Marcelo Figueras
El otro día, en el auto, mi hija menor solicitó el correspondiente permiso para cambiar de CD. (En el diminuto país dictatorial que es mi vehículo, la elección de la música suele ser un privilegio del Supremo al Volante.) Entre las opciones que había a mano, eligió el último de Lloyd Cole, Antidepressant. Corrieron algunas canciones y se me ocurrió contarle lo mismo que conté aquí hace algún tiempo sobre Cole: que además de la admiración por su música me une a él una corriente afectiva que deriva del hecho de haber crecido en sincronía. Recuerdo que cuando empecé a oírlo, tenía la misma edad de Cole y de su canción 29. Todavía sigo oyendo su música, sólo que ahora Cole habla de un cuerpo que recién le empieza a funcionar los martes, con algunas partes que ya merecerían reemplazo, al punto que ni siquiera le hace efecto Scarlett Johanson.

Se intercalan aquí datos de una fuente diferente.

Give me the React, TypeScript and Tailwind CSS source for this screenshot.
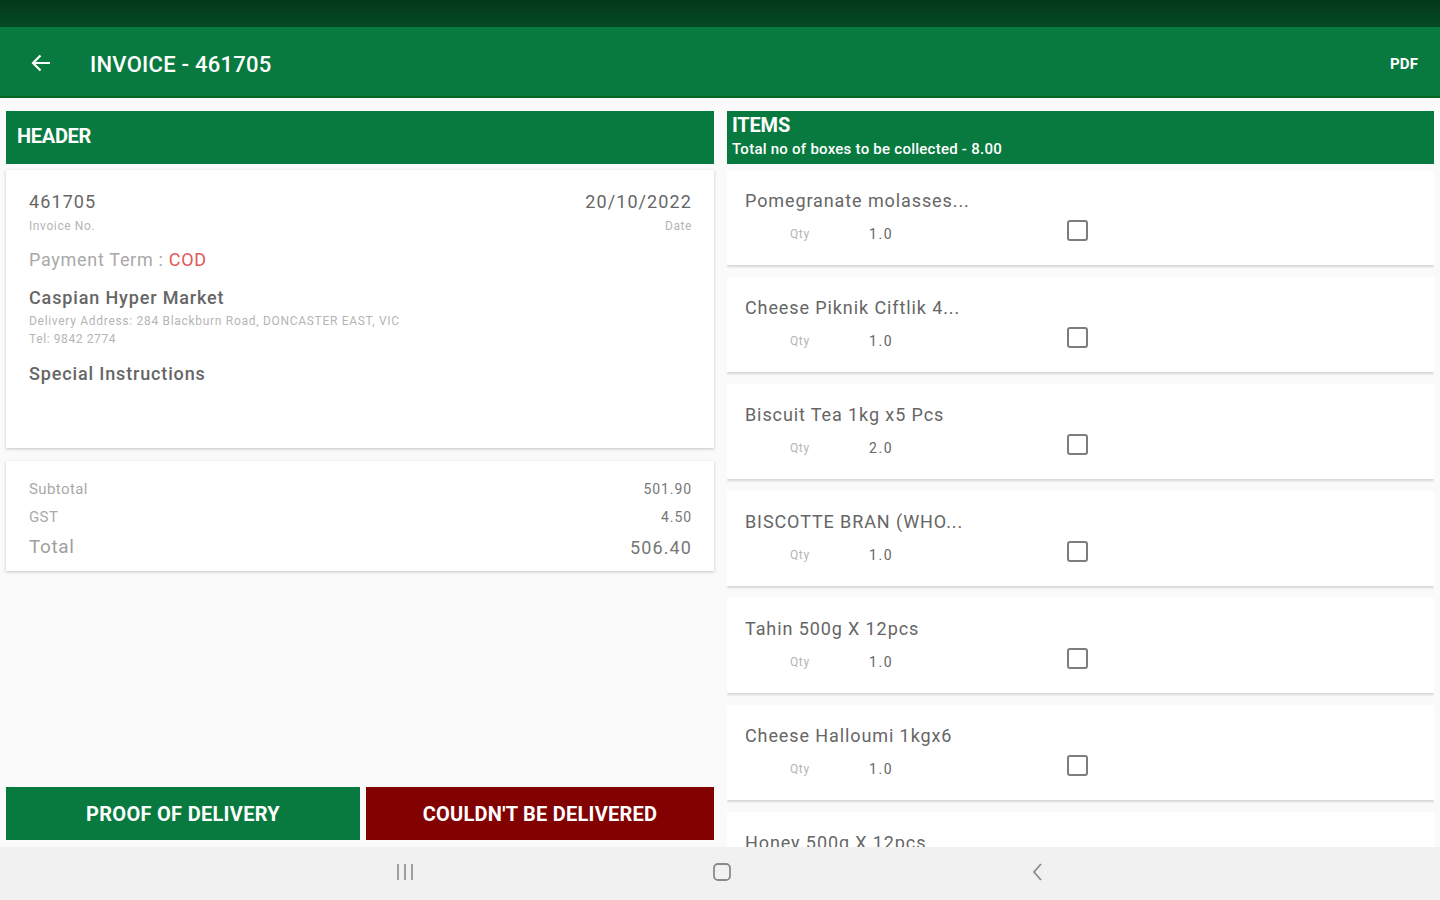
const items = [
  { name: 'Pomegranate molasses...', qty: '1.0' },
  { name: 'Cheese Piknik Ciftlik 4...', qty: '1.0' },
  { name: 'Biscuit Tea 1kg x5 Pcs', qty: '2.0' },
  { name: 'BISCOTTE BRAN (WHO...', qty: '1.0' },
  { name: 'Tahin 500g X 12pcs', qty: '1.0' },
  { name: 'Cheese Halloumi 1kgx6', qty: '1.0' },
  { name: 'Honey 500g X 12pcs', qty: '1.0' },
];

function ItemCard({ name, qty }: { name: string; qty: string }) {
  return (
    <div className="h-[95px] shrink-0 bg-white shadow-[0_2px_2px_rgba(0,0,0,0.14)]">
      <div className="pl-[18px] pt-[20px] text-[18px] leading-[22px] tracking-[0.9px] text-[#666666]">{name}</div>
      <div className="mt-[14px] flex items-center">
        <span className="ml-[63px] w-[79px] text-[12px] leading-[16px] tracking-[0.6px] text-[#b5b5b5]">Qty</span>
        <span className="w-[198px] text-[14px] leading-[16px] tracking-[1.6px] text-[#666666]">{qty}</span>
        <span className="-mt-[7px] h-[21px] w-[21px] rounded-[3px] border-2 border-[#7d7d7d]" />
      </div>
    </div>
  );
}

export default function App() {
  return (
    <div className="flex h-screen flex-col overflow-hidden bg-[#fafafa] font-['Roboto',sans-serif]">
      <div className="h-[27px] shrink-0 bg-gradient-to-b from-[#04381c] to-[#034a22]" />

      <header className="flex h-[71px] shrink-0 items-center border-b-2 border-[#05691f] bg-[#087a3f] pt-[2px] text-white">
        <svg className="ml-[30px] h-[22px] w-[22px]" viewBox="0 0 22 22" fill="none" stroke="currentColor" strokeWidth="2.2">
          <path d="M20 11H3M10.5 3.5 3 11l7.5 7.5" />
        </svg>
        <h1 className="ml-[38px] mt-[4px] text-[22px] font-medium tracking-[0.25px]">INVOICE - 461705</h1>
        <span className="ml-auto mr-[22px] mt-[4px] text-[15px] font-bold tracking-[0.1px]">PDF</span>
      </header>

      <main className="flex min-h-0 flex-1 gap-[13px] pl-[6px] pr-[6px] pt-[13px]">
        <section className="flex w-[708px] shrink-0 flex-col pb-[7px]">
          <div className="flex h-[53px] shrink-0 items-center bg-[#087a3f] pb-[4px] pl-[11px] text-[20px] font-bold tracking-[-0.3px] text-white">
            HEADER
          </div>

          <div className="mt-[6px] h-[278px] shrink-0 bg-white pl-[23px] pr-[22px] pt-[20px] shadow-[0_1px_3px_rgba(0,0,0,0.22)]">
            <div className="flex justify-between text-[18px] leading-[24px] tracking-[1.1px] text-[#666666]">
              <span>461705</span>
              <span>20/10/2022</span>
            </div>
            <div className="flex justify-between text-[12px] leading-[24px] tracking-[0.6px] text-[#b5b5b5]">
              <span>Invoice No.</span>
              <span>Date</span>
            </div>
            <div className="mt-[10px] text-[18px] leading-[24px] tracking-[0.7px] text-[#a9a9a9]">
              Payment Term : <span className="text-[#e2585a]">COD</span>
            </div>
            <div className="mt-[14px] text-[18px] font-medium leading-[24px] tracking-[0.85px] text-[#666666]">Caspian Hyper Market</div>
            <div className="mt-[2px] text-[12px] leading-[18px] tracking-[0.7px] text-[#b5b5b5]">
              Delivery Address: 284 Blackburn Road, DONCASTER EAST, VIC
            </div>
            <div className="text-[12px] leading-[18px] tracking-[0.6px] text-[#b5b5b5]">Tel: 9842 2774</div>
            <div className="mt-[14px] text-[18px] font-medium leading-[24px] tracking-[0.85px] text-[#666666]">Special Instructions</div>
          </div>

          <div className="mt-[13px] h-[110px] shrink-0 bg-white pl-[23px] pr-[22px] pt-[14px] shadow-[0_1px_3px_rgba(0,0,0,0.22)]">
            <div className="flex h-[28px] items-center justify-between text-[15px] tracking-[0.4px] text-[#a9a9a9]">
              <span>Subtotal</span>
              <span className="text-[14px] tracking-[0.9px] text-[#777777]">501.90</span>
            </div>
            <div className="flex h-[28px] items-center justify-between text-[15px] tracking-[0.4px] text-[#a9a9a9]">
              <span>GST</span>
              <span className="text-[14px] tracking-[0.9px] text-[#777777]">4.50</span>
            </div>
            <div className="flex h-[32px] items-center justify-between text-[19px] tracking-[0.6px] text-[#a0a0a0]">
              <span>Total</span>
              <span className="text-[18px] tracking-[1.1px] text-[#777777]">506.40</span>
            </div>
          </div>

          <div className="mt-auto flex h-[53px] shrink-0 gap-[6px]">
            <button className="w-[354px] bg-[#087a3f] text-[20px] font-bold tracking-[0.3px] text-white">PROOF OF DELIVERY</button>
            <button className="flex-1 bg-[#820202] text-[20px] font-bold tracking-[0.25px] text-white">COULDN'T BE DELIVERED</button>
          </div>
        </section>

        <section className="flex min-w-0 flex-1 flex-col">
          <div className="flex h-[53px] shrink-0 flex-col bg-[#087a3f] pl-[5px] pt-[1px] text-white">
            <div className="text-[20px] font-bold leading-[26px] tracking-[-0.2px]">ITEMS</div>
            <div className="text-[15px] font-medium leading-[22px] tracking-[0.25px]">Total no of boxes to be collected - 8.00</div>
          </div>
          <div className="mt-[6px] flex min-h-0 flex-1 flex-col gap-[12px] overflow-hidden">
            {items.map((item) => (
              <ItemCard key={item.name} name={item.name} qty={item.qty} />
            ))}
          </div>
        </section>
      </main>

      <nav className="flex h-[53px] shrink-0 items-center bg-[#f1f1f1] pb-[3px] text-[#8a8a8a]">
        <svg className="ml-[395px] h-[20px] w-[20px]" viewBox="0 0 20 20" fill="none" stroke="currentColor" strokeWidth="1.6">
          <path d="M3 2v16M10 2v16M17 2v16" />
        </svg>
        <svg className="ml-[297px] h-[20px] w-[20px]" viewBox="0 0 20 20" fill="none" stroke="currentColor" strokeWidth="1.8">
          <rect x="2" y="2" width="16" height="16" rx="4" />
        </svg>
        <svg className="ml-[296px] h-[20px] w-[20px]" viewBox="0 0 20 20" fill="none" stroke="currentColor" strokeWidth="1.8">
          <path d="M13 2 6 10l7 8" />
        </svg>
      </nav>
    </div>
  );
}
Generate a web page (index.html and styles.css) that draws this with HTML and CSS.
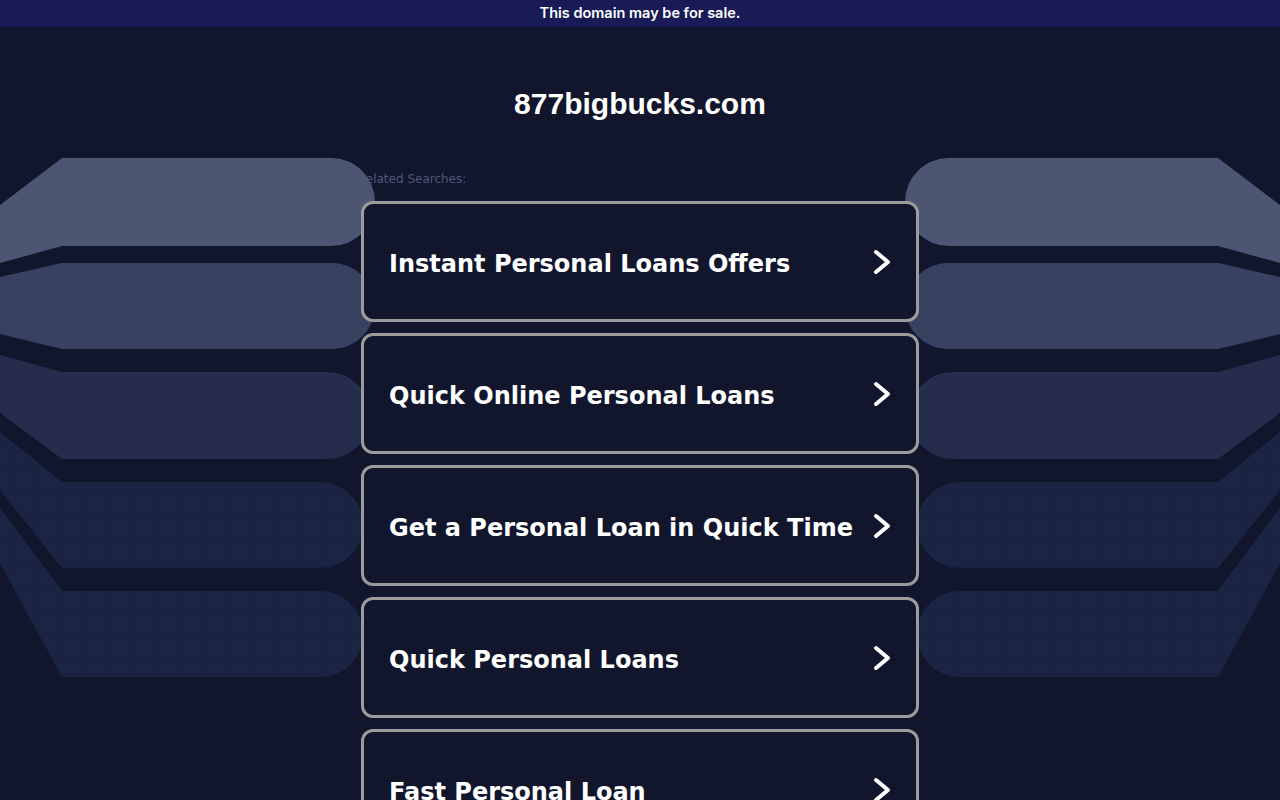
FILE: index.html
```html
<!DOCTYPE html>
<html lang="en">
<head>
<meta charset="utf-8">
<title>877bigbucks.com</title>
<link rel="stylesheet" href="styles.css">
</head>
<body>
<div class="topbar">This domain may be for sale.</div>

<svg class="bands" width="1280" height="800" viewBox="0 0 1280 800" aria-hidden="true">
  <defs>
    <pattern id="dots" width="3" height="3" patternUnits="userSpaceOnUse">
      <rect width="3" height="3" fill="#1b2343"/>
      <rect x="1" y="1" width="1" height="1" fill="#202a4c"/>
    </pattern>
    <g id="side">
      <path d="M0,205 L62,158 L331,158 A44,44 0 0 1 331,246 L62,246 L0,263 Z" fill="#4c5672"/>
      <path d="M0,277 L62,263 L332,263 A43,43 0 0 1 332,349 L62,349 L0,334 Z" fill="#394160"/>
      <path d="M0,355 L62,372 L327,372 A43.5,43.5 0 0 1 327,459 L62,459 L0,413 Z" fill="#262d4c"/>
      <path d="M0,432 L62,482 L320,482 A43,43 0 0 1 320,568 L62,568 L0,490 Z" fill="url(#dots)"/>
      <path d="M0,508 L62,591 L320,591 A43,43 0 0 1 320,677 L62,677 L0,563 Z" fill="url(#dots)"/>
    </g>
  </defs>
  <use href="#side"/>
  <use href="#side" transform="translate(1280,0) scale(-1,1)"/>
</svg>

<main class="wrap">
  <h1 class="domain">877bigbucks.com</h1>
  <div class="label">Related Searches:</div>
  <ul class="links">
    <li><a class="card" href="#"><span class="card-text">Instant Personal Loans Offers</span><svg class="chev" width="20" height="30" viewBox="0 0 20 30"><path d="M5,5 L17,15 L5,25"/></svg></a></li>
    <li><a class="card" href="#"><span class="card-text">Quick Online Personal Loans</span><svg class="chev" width="20" height="30" viewBox="0 0 20 30"><path d="M5,5 L17,15 L5,25"/></svg></a></li>
    <li><a class="card" href="#"><span class="card-text">Get a Personal Loan in Quick Time</span><svg class="chev" width="20" height="30" viewBox="0 0 20 30"><path d="M5,5 L17,15 L5,25"/></svg></a></li>
    <li><a class="card" href="#"><span class="card-text">Quick Personal Loans</span><svg class="chev" width="20" height="30" viewBox="0 0 20 30"><path d="M5,5 L17,15 L5,25"/></svg></a></li>
    <li><a class="card" href="#"><span class="card-text">Fast Personal Loan</span><svg class="chev" width="20" height="30" viewBox="0 0 20 30"><path d="M5,5 L17,15 L5,25"/></svg></a></li>
  </ul>
</main>
</body>
</html>
```

FILE: styles.css
```css
html {
  overflow: hidden;
}

body {
  margin: 0;
  background: #11162d;
  color: #ffffff;
  font-family: "DejaVu Sans", sans-serif;
  position: relative;
  min-height: 800px;
}

.topbar {
  height: 27px;
  line-height: 26px;
  background: #181b56;
  text-align: center;
  font-family: Inter, "Noto Sans", sans-serif;
  font-weight: 600;
  font-size: 14.5px;
  color: #ffffff;
}

.bands {
  position: absolute;
  top: 0;
  left: 0;
  z-index: 0;
  pointer-events: none;
}

.wrap {
  width: 564px;
  margin: 0 auto;
}

.domain {
  margin: 60px 0 0;
  font-family: "Liberation Sans", Arial, sans-serif;
  font-weight: 700;
  font-size: 30px;
  line-height: 34px;
  text-align: center;
  color: #ffffff;
}

.label {
  margin-top: 51px;
  font-family: "DejaVu Sans", sans-serif;
  font-size: 12px;
  line-height: 14px;
  color: #4e5878;
}

.links {
  list-style: none;
  margin: 15px 0 0;
  padding: 0;
}

.links li {
  margin: 0 3px 11px;
}

.card {
  position: relative;
  z-index: 1;
  box-sizing: border-box;
  height: 121px;
  display: flex;
  align-items: center;
  padding: 5px 25px 0;
  border: 3px solid #9b9b9b;
  border-radius: 12px;
  background: #11162d;
  color: #ffffff;
  text-decoration: none;
}

.card-text {
  flex: 1;
  font-family: "DejaVu Sans", sans-serif;
  font-weight: 700;
  font-size: 24px;
  line-height: 28px;
  white-space: nowrap;
}

.chev {
  flex: none;
  display: block;
  margin-top: -4px;
}

.chev path {
  fill: none;
  stroke: #ffffff;
  stroke-width: 4;
  stroke-linecap: round;
  stroke-linejoin: round;
}
```
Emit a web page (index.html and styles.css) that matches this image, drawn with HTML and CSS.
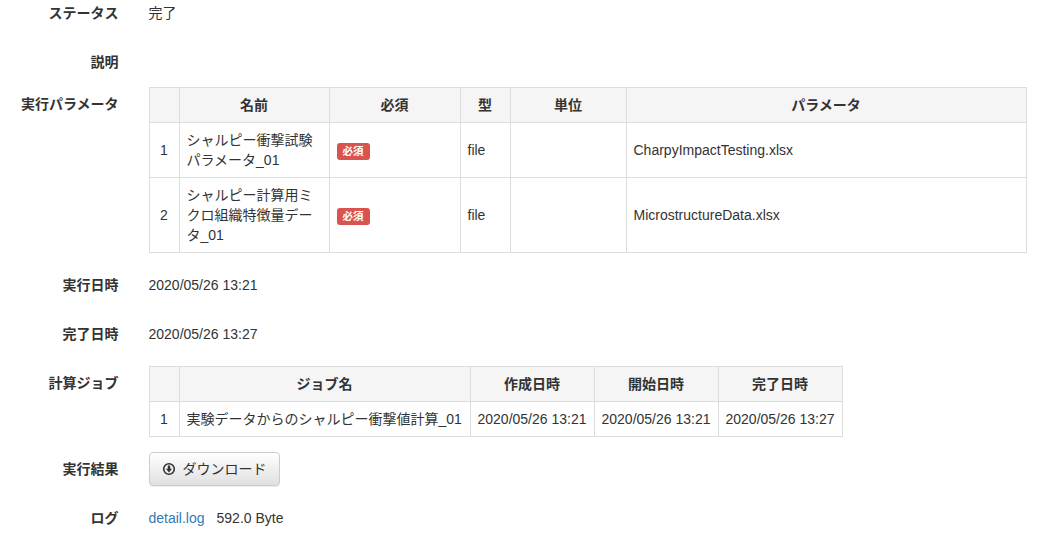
FILE: index.html
```html
<!DOCTYPE html>
<html lang="ja">
<head>
<meta charset="utf-8">
<title>実行詳細</title>
<link rel="stylesheet" href="styles.css">
</head>
<body>
<main class="detail">
  <div class="row"><div class="label">ステータス</div><div class="value">完了</div></div>
  <div class="row"><div class="label">説明</div></div>
  <div class="row">
    <div class="label">実行パラメータ</div>
    <table class="grid grid-params">
      <colgroup><col class="p1"><col class="p2"><col class="p3"><col class="p4"><col class="p5"><col class="p6"></colgroup>
      <thead><tr><th></th><th>名前</th><th>必須</th><th>型</th><th>単位</th><th>パラメータ</th></tr></thead>
      <tbody>
        <tr><td class="idx">1</td><td>シャルピー衝撃試験パラメータ_01</td><td><span class="badge">必須</span></td><td>file</td><td></td><td>CharpyImpactTesting.xlsx</td></tr>
        <tr><td class="idx">2</td><td>シャルピー計算用ミクロ組織特徴量データ_01</td><td><span class="badge">必須</span></td><td>file</td><td></td><td>MicrostructureData.xlsx</td></tr>
      </tbody>
    </table>
  </div>
  <div class="row"><div class="label">実行日時</div><div class="value">2020/05/26 13:21</div></div>
  <div class="row"><div class="label">完了日時</div><div class="value">2020/05/26 13:27</div></div>
  <div class="row">
    <div class="label">計算ジョブ</div>
    <table class="grid grid-jobs">
      <colgroup><col class="j1"><col class="j2"><col class="j3"><col class="j3"><col class="j3"></colgroup>
      <thead><tr><th></th><th>ジョブ名</th><th>作成日時</th><th>開始日時</th><th>完了日時</th></tr></thead>
      <tbody>
        <tr><td class="idx">1</td><td>実験データからのシャルピー衝撃値計算_01</td><td>2020/05/26 13:21</td><td>2020/05/26 13:21</td><td>2020/05/26 13:27</td></tr>
      </tbody>
    </table>
  </div>
  <div class="row">
    <div class="label">実行結果</div>
    <button class="btn" type="button">
      <svg class="icon" viewBox="0 0 14 14" aria-hidden="true">
        <circle cx="7" cy="7" r="5.3" fill="none" stroke="#333" stroke-width="1.6"/>
        <path d="M5.8 3.5h2.4v3.2h1.9L7 10.5 3.9 6.7h1.9z" fill="#333"/>
      </svg>
      <span>ダウンロード</span>
    </button>
  </div>
  <div class="row"><div class="label">ログ</div><div class="value"><a class="link" href="#">detail.log</a><span class="size">592.0 Byte</span></div></div>
</main>
</body>
</html>
```
FILE: styles.css
```css
* { box-sizing: border-box; }
html, body { margin: 0; padding: 0; background: #fff; overflow: hidden; }
body {
  font-family: "Liberation Sans", "Noto Sans CJK JP", sans-serif;
  font-size: 14px;
  line-height: 20px;
  color: #333;
}
.detail {
  display: flex;
  flex-direction: column;
  gap: 15px;
  margin-top: -4px;
  padding-right: 14px;
}
.row { display: flex; align-items: flex-start; gap: 30px; }
.label {
  flex: 0 0 118.5px;
  padding-top: 7px;
  text-align: right;
  font-weight: 700;
}
.value { padding: 7px 0; min-height: 34px; }
.grid { border-collapse: collapse; table-layout: fixed; }
.grid-params { width: 877px; }
.grid-jobs { width: 694px; }
.grid th, .grid td {
  border: 1px solid #ddd;
  padding: 7px;
  vertical-align: middle;
  text-align: left;
  font-weight: 400;
}
.grid th { background: #f5f5f5; text-align: center; font-weight: 700; }
.grid td.idx { text-align: center; }
.p1 { width: 30px; }
.p2 { width: 150px; }
.p3 { width: 131px; }
.p4 { width: 50px; }
.p5 { width: 116px; }
.p6 { width: 400px; }
.j1 { width: 30px; }
.j2 { width: 291px; }
.j3 { width: 124px; }
.badge {
  display: inline-block;
  padding: 2px 6px 3px;
  font-size: 10.5px;
  line-height: 12px;
  font-weight: 700;
  color: #fff;
  background: #d9534f;
  border-radius: 3px;
  vertical-align: middle;
}
.btn {
  display: inline-flex;
  align-items: center;
  gap: 7px;
  height: 34px;
  width: 131px;
  padding: 0 12px;
  font: inherit;
  color: #333;
  background: linear-gradient(to bottom, #fff 0%, #e0e0e0 100%);
  border: 1px solid #ccc;
  border-radius: 4px;
  box-shadow: inset 0 1px 0 rgba(255,255,255,.15), 0 1px 1px rgba(0,0,0,.075);
}
.icon { width: 14px; height: 14px; flex: none; }
.link { color: #337ab7; text-decoration: none; }
.size { margin-left: 12px; }
```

Mientras seguía manejando, recordé que la primera canción de Cole que me llamó la atención fue Jennifer, She Said, cuyo protagonista lamenta haberse tatuado el nombre en cuestión sobre la piel, sucumbiendo a la pasión de un romance que terminó durando lo que un suspiro. Sonreí, pensando que grabarse en el cuerpo un nombre que termina convirtiéndose en una llaga era algo muy propio del joven que Cole era –que éramos- por entonces. Satisfecho conmigo mismo, pensé que por fortuna no había cometido semejante desatino en su momento. Y de inmediato entendí que no era necesario entender el tatuaje de manera literal. Ser joven hace inevitable tomar una larga serie de decisiones, muchas de las cuales pueden llegar a ser tan equivocadas como irreversibles –al igual un tatuaje.
Y yo, para qué engañarse, tomé decisiones de esa clase a manos llenas. Mi alma está llena de tatuajes a medio borrar. Marcas que me quedaron de tantas relaciones truncas, de tantas omisiones, de tantos fracasos. Algunas resultan casi ilegibles, pero otras permanecen, constituyendo un texto fragmentado que me encantaría expurgar de mi historia, pero que de lograrlo la dejaría incompleta y sin explicación.
Me fui quedando callado, sumido en el recuento de tanto garabato. Mi hija registró el silencio pero no dijo nada. Aunque los adultos pretendemos que nuestra piel no dice nada, los hijos conocen de memoria todos nuestros tatuajes. Por fortuna algunos de ellos tienen la delicadeza de fingir que no los ven, hacen de cuenta de que no pueden leerlos, de que la ropa con que intentamos cubrirlos ha cumplido con su cometido. Esa, según entiendo, es una de las formas más perfectas de su amor.